Sucede lo mismo en todas las iglesias: sus fundadores escriben textos rigurosos que contienen proposiciones respetables, porque no son el fruto del capricho sino de profundas, prolongadas y a veces tortuosas meditaciones; pero al pasar el tiempo, esas mismas proposiciones, convertidas en vulgares catecismos que se aprenden de memoria sin conexión alguna con la vida, se transforman en lugares comunes carentes de sentido, y solo llenas de vacío.
Así ha sucedido, por ejemplo, con las declaraciones de la fe redactadas en el Concilio de Nicea (325 d.C.), que hoy los falsos creyentes recitan abreviadas sin saber lo que dicen. O con las proposiciones que presentó Jan Hus ante el Concilio de Constanza (1414), y que todavía hoy se repiten en Bohemia como un testimonio de su lucha por la existencia nacional. O con las proposiciones que Lutero clavó en la puerta de la catedral de Wittemberg (1517), que hoy sus falsos seguidores utilizan para justificar conductas que hacen de la fe una coartada.
Así sucede también con el marxismo, convertido por sus falsos adeptos en una religión que tiene sus textos sagrados, sus pontífices, su clero y su intocable santoral: allí donde Marx expresó rigurosos principios de una interpretación de la historia que es digna de respeto, reflexión y crítica, sus fieles solo encuentran un pretexto para la más escandalosa incoherencia.
No exagero: como todo el mundo sabe, Marx conservó la dialéctica de Hegel después de haberla “puesto sobre sus pies”, y escribió “realidad concreta” allí donde Hegel había escrito “Espíritu”. De este modo, Marx construyó su teoría de la historia sobre la base de la “oposición de los contrarios”, de la cual debe surgir una nueva realidad. Si el poder es la tesis (o momento positivo del proceso), la revolución es la antítesis (o momento negativo). De ese choque, debe surgir algo nuevo, es decir, un nuevo poder (negación de la negación).

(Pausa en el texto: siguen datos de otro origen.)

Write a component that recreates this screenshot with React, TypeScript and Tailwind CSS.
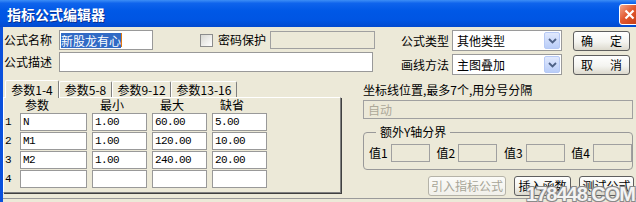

El problema se presenta cuando este esquema se convierte en algo elástico y cambiante para ser aplicado según las circunstancias. Cuando los colombianos salen a la calle, es el pueblo en el umbral de la revolución: hay que aplaudirlos. Pero cuando los cubanos salen a la calle son la “contrarrevolución”: hay que reprimirlos. ¿Por qué? Porque en el primer caso hay un gobierno de derecha, cuya represión es necesariamente “criminal”, y en el segundo, la represión es “justa” y necesaria porque hay un gobierno que se autocalifica “de izquierda”. ¿Lo es? Quizá lo haya sido hace sesenta años, pero después de tanto tiempo, el hambre y el exilio de los ciudadanos lo han configurado como un nuevo poder tiránico, tan detestable como lo fue el de Batista. Algo parecido sucede en Nicaragua, donde la sombra de Somoza gravita sobre la misma persona que en otro tiempo fue su presunto vencedor.
O sea que la lógica y la dialéctica han sido sepultadas, y solo ha quedado una larga piel de camaleón.